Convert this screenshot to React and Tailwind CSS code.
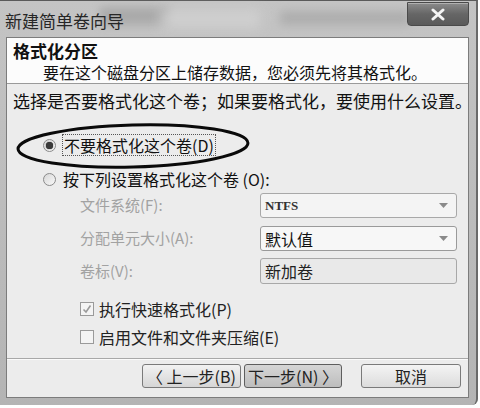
import React from "react";

const F = { fontFamily: '"Noto Sans CJK SC", "Noto Sans", sans-serif' };

function Radio({ checked }) {
  return (
    <span className="relative w-[13px] h-[13px] rounded-full border border-[#8a8a8a] bg-gradient-to-br from-[#d8d8d8] to-[#f8f8f8] flex items-center justify-center shrink-0">
      {checked && <span className="w-[7px] h-[7px] rounded-full bg-[#3a3a3a] shadow-[0_0_1px_#000]" />}
    </span>
  );
}

function Check({ checked }) {
  return (
    <span className="w-[14px] h-[14px] border border-[#9a9a9a] bg-[#f4f4f4] flex items-center justify-center shrink-0">
      {checked && (
        <svg width="10" height="10" viewBox="0 0 10 10">
          <path d="M1.5 5.5 L4 8 L8.5 1.5" stroke="#9a9a9a" strokeWidth="1.6" fill="none" />
        </svg>
      )}
    </span>
  );
}

function Arrow() {
  return (
    <svg width="9" height="6" viewBox="0 0 9 6" className="ml-auto mr-[8px]">
      <path d="M0 0 L9 0 L4.5 5 Z" fill="#8a8a8a" />
    </svg>
  );
}

export default function App() {
  return (
    <div style={F} className="w-[480px] h-[408px] bg-white overflow-hidden">
      <div className="w-[478px] h-[405px] bg-gradient-to-b from-[#c4c4c4] to-[#b4b4b4] border-t border-[#5a5a5a] border-r-2 border-r-[#6a6a6a] rounded-br-[6px] flex flex-col">
        {/* Title bar */}
        <div className="h-[36px] flex items-start relative">
          <div className="absolute left-[100px] top-[6px] w-[70px] h-[18px] bg-[#9a9a9a] blur-[4px] opacity-60" />
          <div className="absolute left-[280px] top-[10px] w-[130px] h-[14px] bg-[#a0a0a0] blur-[5px] opacity-60" />
          <div className="absolute left-[160px] top-[8px] w-[100px] h-[20px] bg-[#d4d4d4] blur-[6px] opacity-70" />
          <span className="relative text-[17px] leading-[20px] text-[#262626] ml-[5px] mt-[10px] tracking-[0px]">新建简单卷向导</span>
          <div className="relative ml-auto mr-[7px] mt-[1px] w-[62px] h-[24px] rounded-b-[4px] border border-[#4a4a4a] bg-gradient-to-b from-[#8c8c8c] via-[#666666] to-[#5a5a5a] flex items-center justify-center shadow-[inset_0_1px_0_#b0b0b0]">
            <svg width="16" height="13" viewBox="0 0 16 13">
              <path d="M3 2 L13 11 M13 2 L3 11" stroke="#f4f4f4" strokeWidth="3" strokeLinecap="round" />
            </svg>
          </div>
        </div>

        {/* Content */}
        <div className="ml-[6px] mr-[7px] h-[361px] border border-[#7c7c7c] bg-[#ececec] flex flex-col relative text-[#111]">
          {/* Header */}
          <div className="h-[46px] bg-[#fcfcfc] border-b border-[#9a9a9a] flex flex-col pl-[6px] pt-[3px]">
            <span className="text-[17px] leading-[20px] font-bold">格式化分区</span>
            <span className="text-[16px] leading-[20px] ml-[30px] mt-[1px]">要在这个磁盘分区上储存数据，您必须先将其格式化。</span>
          </div>

          <div className="mt-[7px] h-[20px] pl-[6px] text-[17px] leading-[20px] whitespace-nowrap">选择是否要格式化这个卷；如果要格式化，要使用什么设置。</div>

          <div className="mt-[24px] h-[20px] pl-[36px] flex items-center gap-[7px] text-[16px] leading-[20px]">
            <Radio checked />
            <span className="outline-1 outline-dotted outline-[#555] px-[1px]">不要格式化这个卷(D)</span>
          </div>

          <div className="mt-[14px] h-[20px] pl-[36px] flex items-center gap-[7px] text-[16px] leading-[20px]">
            <Radio />
            <span>按下列设置格式化这个卷 (O):</span>
          </div>

          <div className="mt-[4px] h-[25px] pl-[73px] flex items-center">
            <span className="w-[180px] text-[15px] text-[#a2a2a2]">文件系统(F):</span>
            <div className="w-[197px] h-[25px] border border-[#a8a8a8] rounded-[3px] bg-[#f4f4f4] flex items-center pl-[4px]">
              <span className="text-[13px] font-bold text-[#333]" style={{ fontFamily: '"Liberation Serif", serif' }}>NTFS</span>
              <Arrow />
            </div>
          </div>

          <div className="mt-[8px] h-[25px] pl-[73px] flex items-center">
            <span className="w-[180px] text-[15px] text-[#a2a2a2]">分配单元大小(A):</span>
            <div className="w-[197px] h-[25px] border border-[#9a9a9a] rounded-[3px] bg-[#f7f7f7] flex items-center pl-[4px]">
              <span className="text-[16px] text-[#111]">默认值</span>
              <Arrow />
            </div>
          </div>

          <div className="mt-[7px] h-[26px] pl-[73px] flex items-center">
            <span className="w-[180px] text-[15px] text-[#a2a2a2]">卷标(V):</span>
            <div className="w-[197px] h-[26px] border border-[#a8a8a8] rounded-[3px] bg-[#e9e9e9] flex items-center pl-[4px]">
              <span className="text-[16px] text-[#222]">新加卷</span>
            </div>
          </div>

          <div className="mt-[15px] h-[20px] pl-[73px] flex items-center gap-[5px] text-[16px]">
            <Check checked />
            <span className="text-[#222]">执行快速格式化(P)</span>
          </div>

          <div className="mt-[8px] h-[20px] pl-[73px] flex items-center gap-[5px] text-[16px]">
            <Check />
            <span className="text-[#222]">启用文件和文件夹压缩(E)</span>
          </div>

          <div className="mt-[11px] border-t border-[#a8a8a8] shadow-[0_1px_0_#fafafa]" />

          <div className="mt-[5px] flex items-center pr-[7px] justify-end text-[16px]">
            <button className="w-[99px] h-[24px] rounded-[3px] border border-[#7a7a7a] bg-gradient-to-b from-[#f2f2f2] to-[#d6d6d6] flex items-center justify-center leading-none text-[#222]">〈 上一步(B)</button>
            <button className="ml-[3px] w-[98px] h-[24px] rounded-[3px] border border-[#5e5e5e] bg-gradient-to-b from-[#d6d6d6] to-[#bdbdbd] flex items-center justify-center leading-none text-[#222]">下一步(N) 〉</button>
            <button className="ml-[19px] w-[100px] h-[24px] rounded-[3px] border border-[#7a7a7a] bg-gradient-to-b from-[#f4f4f4] to-[#dcdcdc] flex items-center justify-center leading-none text-[#222]">取消</button>
          </div>

          {/* Annotation ellipse */}
          <svg className="absolute left-[8px] top-[84px]" width="240" height="50" viewBox="0 0 240 50">
            <ellipse cx="118" cy="24" rx="115" ry="21" fill="none" stroke="#0a0a0a" strokeWidth="3" transform="rotate(-1.5 118 24)" />
          </svg>
        </div>
      </div>
    </div>
  );
}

- - -

Transcribe the full listing above exactly as it stands, minus the pictures.

**Task answer**
Convert this screenshot to React and Tailwind CSS code.
import React from "react";

const F = { fontFamily: '"Noto Sans CJK SC", "Noto Sans", sans-serif' };

function Radio({ checked }) {
  return (
    <span className="relative w-[13px] h-[13px] rounded-full border border-[#8a8a8a] bg-gradient-to-br from-[#d8d8d8] to-[#f8f8f8] flex items-center justify-center shrink-0">
      {checked && <span className="w-[7px] h-[7px] rounded-full bg-[#3a3a3a] shadow-[0_0_1px_#000]" />}
    </span>
  );
}

function Check({ checked }) {
  return (
    <span className="w-[14px] h-[14px] border border-[#9a9a9a] bg-[#f4f4f4] flex items-center justify-center shrink-0">
      {checked && (
        <svg width="10" height="10" viewBox="0 0 10 10">
          <path d="M1.5 5.5 L4 8 L8.5 1.5" stroke="#9a9a9a" strokeWidth="1.6" fill="none" />
        </svg>
      )}
    </span>
  );
}

function Arrow() {
  return (
    <svg width="9" height="6" viewBox="0 0 9 6" className="ml-auto mr-[8px]">
      <path d="M0 0 L9 0 L4.5 5 Z" fill="#8a8a8a" />
    </svg>
  );
}

export default function App() {
  return (
    <div style={F} className="w-[480px] h-[408px] bg-white overflow-hidden">
      <div className="w-[478px] h-[405px] bg-gradient-to-b from-[#c4c4c4] to-[#b4b4b4] border-t border-[#5a5a5a] border-r-2 border-r-[#6a6a6a] rounded-br-[6px] flex flex-col">
        {/* Title bar */}
        <div className="h-[36px] flex items-start relative">
          <div className="absolute left-[100px] top-[6px] w-[70px] h-[18px] bg-[#9a9a9a] blur-[4px] opacity-60" />
          <div className="absolute left-[280px] top-[10px] w-[130px] h-[14px] bg-[#a0a0a0] blur-[5px] opacity-60" />
          <div className="absolute left-[160px] top-[8px] w-[100px] h-[20px] bg-[#d4d4d4] blur-[6px] opacity-70" />
          <span className="relative text-[17px] leading-[20px] text-[#262626] ml-[5px] mt-[10px] tracking-[0px]">新建简单卷向导</span>
          <div className="relative ml-auto mr-[7px] mt-[1px] w-[62px] h-[24px] rounded-b-[4px] border border-[#4a4a4a] bg-gradient-to-b from-[#8c8c8c] via-[#666666] to-[#5a5a5a] flex items-center justify-center shadow-[inset_0_1px_0_#b0b0b0]">
            <svg width="16" height="13" viewBox="0 0 16 13">
              <path d="M3 2 L13 11 M13 2 L3 11" stroke="#f4f4f4" strokeWidth="3" strokeLinecap="round" />
            </svg>
          </div>
        </div>

        {/* Content */}
        <div className="ml-[6px] mr-[7px] h-[361px] border border-[#7c7c7c] bg-[#ececec] flex flex-col relative text-[#111]">
          {/* Header */}
          <div className="h-[46px] bg-[#fcfcfc] border-b border-[#9a9a9a] flex flex-col pl-[6px] pt-[3px]">
            <span className="text-[17px] leading-[20px] font-bold">格式化分区</span>
            <span className="text-[16px] leading-[20px] ml-[30px] mt-[1px]">要在这个磁盘分区上储存数据，您必须先将其格式化。</span>
          </div>

          <div className="mt-[7px] h-[20px] pl-[6px] text-[17px] leading-[20px] whitespace-nowrap">选择是否要格式化这个卷；如果要格式化，要使用什么设置。</div>

          <div className="mt-[24px] h-[20px] pl-[36px] flex items-center gap-[7px] text-[16px] leading-[20px]">
            <Radio checked />
            <span className="outline-1 outline-dotted outline-[#555] px-[1px]">不要格式化这个卷(D)</span>
          </div>

          <div className="mt-[14px] h-[20px] pl-[36px] flex items-center gap-[7px] text-[16px] leading-[20px]">
            <Radio />
            <span>按下列设置格式化这个卷 (O):</span>
          </div>

          <div className="mt-[4px] h-[25px] pl-[73px] flex items-center">
            <span className="w-[180px] text-[15px] text-[#a2a2a2]">文件系统(F):</span>
            <div className="w-[197px] h-[25px] border border-[#a8a8a8] rounded-[3px] bg-[#f4f4f4] flex items-center pl-[4px]">
              <span className="text-[13px] font-bold text-[#333]" style={{ fontFamily: '"Liberation Serif", serif' }}>NTFS</span>
              <Arrow />
            </div>
          </div>

          <div className="mt-[8px] h-[25px] pl-[73px] flex items-center">
            <span className="w-[180px] text-[15px] text-[#a2a2a2]">分配单元大小(A):</span>
            <div className="w-[197px] h-[25px] border border-[#9a9a9a] rounded-[3px] bg-[#f7f7f7] flex items-center pl-[4px]">
              <span className="text-[16px] text-[#111]">默认值</span>
              <Arrow />
            </div>
          </div>

          <div className="mt-[7px] h-[26px] pl-[73px] flex items-center">
            <span className="w-[180px] text-[15px] text-[#a2a2a2]">卷标(V):</span>
            <div className="w-[197px] h-[26px] border border-[#a8a8a8] rounded-[3px] bg-[#e9e9e9] flex items-center pl-[4px]">
              <span className="text-[16px] text-[#222]">新加卷</span>
            </div>
          </div>

          <div className="mt-[15px] h-[20px] pl-[73px] flex items-center gap-[5px] text-[16px]">
            <Check checked />
            <span className="text-[#222]">执行快速格式化(P)</span>
          </div>

          <div className="mt-[8px] h-[20px] pl-[73px] flex items-center gap-[5px] text-[16px]">
            <Check />
            <span className="text-[#222]">启用文件和文件夹压缩(E)</span>
          </div>

          <div className="mt-[11px] border-t border-[#a8a8a8] shadow-[0_1px_0_#fafafa]" />

          <div className="mt-[5px] flex items-center pr-[7px] justify-end text-[16px]">
            <button className="w-[99px] h-[24px] rounded-[3px] border border-[#7a7a7a] bg-gradient-to-b from-[#f2f2f2] to-[#d6d6d6] flex items-center justify-center leading-none text-[#222]">〈 上一步(B)</button>
            <button className="ml-[3px] w-[98px] h-[24px] rounded-[3px] border border-[#5e5e5e] bg-gradient-to-b from-[#d6d6d6] to-[#bdbdbd] flex items-center justify-center leading-none text-[#222]">下一步(N) 〉</button>
            <button className="ml-[19px] w-[100px] h-[24px] rounded-[3px] border border-[#7a7a7a] bg-gradient-to-b from-[#f4f4f4] to-[#dcdcdc] flex items-center justify-center leading-none text-[#222]">取消</button>
          </div>

          {/* Annotation ellipse */}
          <svg className="absolute left-[8px] top-[84px]" width="240" height="50" viewBox="0 0 240 50">
            <ellipse cx="118" cy="24" rx="115" ry="21" fill="none" stroke="#0a0a0a" strokeWidth="3" transform="rotate(-1.5 118 24)" />
          </svg>
        </div>
      </div>
    </div>
  );
}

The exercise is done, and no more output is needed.